- **Recorded data**:

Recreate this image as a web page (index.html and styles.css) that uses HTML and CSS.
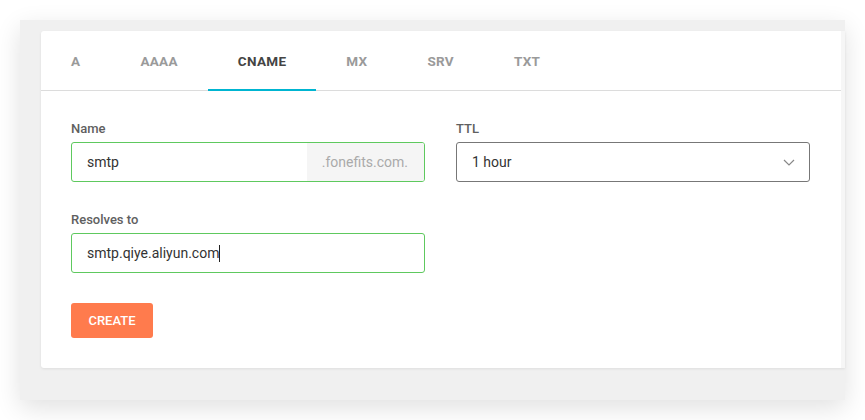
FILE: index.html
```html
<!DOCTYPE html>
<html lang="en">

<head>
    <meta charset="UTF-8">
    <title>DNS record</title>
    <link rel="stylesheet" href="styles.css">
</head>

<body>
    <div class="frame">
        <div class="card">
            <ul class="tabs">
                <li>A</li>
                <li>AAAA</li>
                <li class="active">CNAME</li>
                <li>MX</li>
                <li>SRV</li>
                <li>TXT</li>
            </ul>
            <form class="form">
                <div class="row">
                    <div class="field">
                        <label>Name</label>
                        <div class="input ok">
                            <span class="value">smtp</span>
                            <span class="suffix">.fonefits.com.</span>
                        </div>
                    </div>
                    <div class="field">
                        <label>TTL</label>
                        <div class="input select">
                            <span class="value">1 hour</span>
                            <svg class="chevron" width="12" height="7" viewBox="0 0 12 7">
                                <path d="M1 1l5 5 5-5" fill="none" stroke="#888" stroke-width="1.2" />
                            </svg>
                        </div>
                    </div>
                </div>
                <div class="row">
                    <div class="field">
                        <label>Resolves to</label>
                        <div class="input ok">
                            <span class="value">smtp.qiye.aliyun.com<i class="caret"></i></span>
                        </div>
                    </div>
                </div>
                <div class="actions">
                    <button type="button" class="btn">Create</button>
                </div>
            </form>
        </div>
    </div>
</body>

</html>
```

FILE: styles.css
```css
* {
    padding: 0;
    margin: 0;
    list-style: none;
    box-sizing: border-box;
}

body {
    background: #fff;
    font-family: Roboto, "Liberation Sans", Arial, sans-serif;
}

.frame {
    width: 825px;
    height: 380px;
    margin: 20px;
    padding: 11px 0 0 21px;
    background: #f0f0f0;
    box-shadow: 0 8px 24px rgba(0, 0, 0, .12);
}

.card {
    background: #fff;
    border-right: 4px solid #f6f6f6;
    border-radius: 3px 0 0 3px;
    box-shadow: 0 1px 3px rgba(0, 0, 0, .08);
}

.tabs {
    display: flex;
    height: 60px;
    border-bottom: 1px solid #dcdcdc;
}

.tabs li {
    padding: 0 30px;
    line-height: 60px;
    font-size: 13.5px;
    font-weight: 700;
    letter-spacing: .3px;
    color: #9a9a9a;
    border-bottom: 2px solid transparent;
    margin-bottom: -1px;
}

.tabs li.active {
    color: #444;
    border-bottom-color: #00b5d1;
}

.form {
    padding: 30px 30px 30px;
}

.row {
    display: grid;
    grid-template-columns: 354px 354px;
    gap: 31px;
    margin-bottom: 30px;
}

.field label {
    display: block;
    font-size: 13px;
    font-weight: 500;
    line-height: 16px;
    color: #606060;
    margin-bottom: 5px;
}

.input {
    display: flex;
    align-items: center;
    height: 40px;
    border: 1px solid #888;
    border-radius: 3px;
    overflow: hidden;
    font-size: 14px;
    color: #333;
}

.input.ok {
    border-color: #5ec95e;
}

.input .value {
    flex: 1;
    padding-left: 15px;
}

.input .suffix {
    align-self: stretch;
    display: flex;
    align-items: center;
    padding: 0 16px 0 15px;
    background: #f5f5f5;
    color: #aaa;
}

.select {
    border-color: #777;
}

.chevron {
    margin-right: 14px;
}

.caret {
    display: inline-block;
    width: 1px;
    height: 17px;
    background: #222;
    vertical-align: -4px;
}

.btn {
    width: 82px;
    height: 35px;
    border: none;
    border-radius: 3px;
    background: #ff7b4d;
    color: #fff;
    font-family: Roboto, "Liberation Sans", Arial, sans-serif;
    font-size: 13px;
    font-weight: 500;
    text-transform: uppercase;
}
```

- **The task**:
Please write out all of the material above without changing a word, and omit any pictures.

- **Problem solution**:
Recreate this image as a web page (index.html and styles.css) that uses HTML and CSS.
FILE: index.html
```html
<!DOCTYPE html>
<html lang="en">

<head>
    <meta charset="UTF-8">
    <title>DNS record</title>
    <link rel="stylesheet" href="styles.css">
</head>

<body>
    <div class="frame">
        <div class="card">
            <ul class="tabs">
                <li>A</li>
                <li>AAAA</li>
                <li class="active">CNAME</li>
                <li>MX</li>
                <li>SRV</li>
                <li>TXT</li>
            </ul>
            <form class="form">
                <div class="row">
                    <div class="field">
                        <label>Name</label>
                        <div class="input ok">
                            <span class="value">smtp</span>
                            <span class="suffix">.fonefits.com.</span>
                        </div>
                    </div>
                    <div class="field">
                        <label>TTL</label>
                        <div class="input select">
                            <span class="value">1 hour</span>
                            <svg class="chevron" width="12" height="7" viewBox="0 0 12 7">
                                <path d="M1 1l5 5 5-5" fill="none" stroke="#888" stroke-width="1.2" />
                            </svg>
                        </div>
                    </div>
                </div>
                <div class="row">
                    <div class="field">
                        <label>Resolves to</label>
                        <div class="input ok">
                            <span class="value">smtp.qiye.aliyun.com<i class="caret"></i></span>
                        </div>
                    </div>
                </div>
                <div class="actions">
                    <button type="button" class="btn">Create</button>
                </div>
            </form>
        </div>
    </div>
</body>

</html>
```

FILE: styles.css
```css
* {
    padding: 0;
    margin: 0;
    list-style: none;
    box-sizing: border-box;
}

body {
    background: #fff;
    font-family: Roboto, "Liberation Sans", Arial, sans-serif;
}

.frame {
    width: 825px;
    height: 380px;
    margin: 20px;
    padding: 11px 0 0 21px;
    background: #f0f0f0;
    box-shadow: 0 8px 24px rgba(0, 0, 0, .12);
}

.card {
    background: #fff;
    border-right: 4px solid #f6f6f6;
    border-radius: 3px 0 0 3px;
    box-shadow: 0 1px 3px rgba(0, 0, 0, .08);
}

.tabs {
    display: flex;
    height: 60px;
    border-bottom: 1px solid #dcdcdc;
}

.tabs li {
    padding: 0 30px;
    line-height: 60px;
    font-size: 13.5px;
    font-weight: 700;
    letter-spacing: .3px;
    color: #9a9a9a;
    border-bottom: 2px solid transparent;
    margin-bottom: -1px;
}

.tabs li.active {
    color: #444;
    border-bottom-color: #00b5d1;
}

.form {
    padding: 30px 30px 30px;
}

.row {
    display: grid;
    grid-template-columns: 354px 354px;
    gap: 31px;
    margin-bottom: 30px;
}

.field label {
    display: block;
    font-size: 13px;
    font-weight: 500;
    line-height: 16px;
    color: #606060;
    margin-bottom: 5px;
}

.input {
    display: flex;
    align-items: center;
    height: 40px;
    border: 1px solid #888;
    border-radius: 3px;
    overflow: hidden;
    font-size: 14px;
    color: #333;
}

.input.ok {
    border-color: #5ec95e;
}

.input .value {
    flex: 1;
    padding-left: 15px;
}

.input .suffix {
    align-self: stretch;
    display: flex;
    align-items: center;
    padding: 0 16px 0 15px;
    background: #f5f5f5;
    color: #aaa;
}

.select {
    border-color: #777;
}

.chevron {
    margin-right: 14px;
}

.caret {
    display: inline-block;
    width: 1px;
    height: 17px;
    background: #222;
    vertical-align: -4px;
}

.btn {
    width: 82px;
    height: 35px;
    border: none;
    border-radius: 3px;
    background: #ff7b4d;
    color: #fff;
    font-family: Roboto, "Liberation Sans", Arial, sans-serif;
    font-size: 13px;
    font-weight: 500;
    text-transform: uppercase;
}
```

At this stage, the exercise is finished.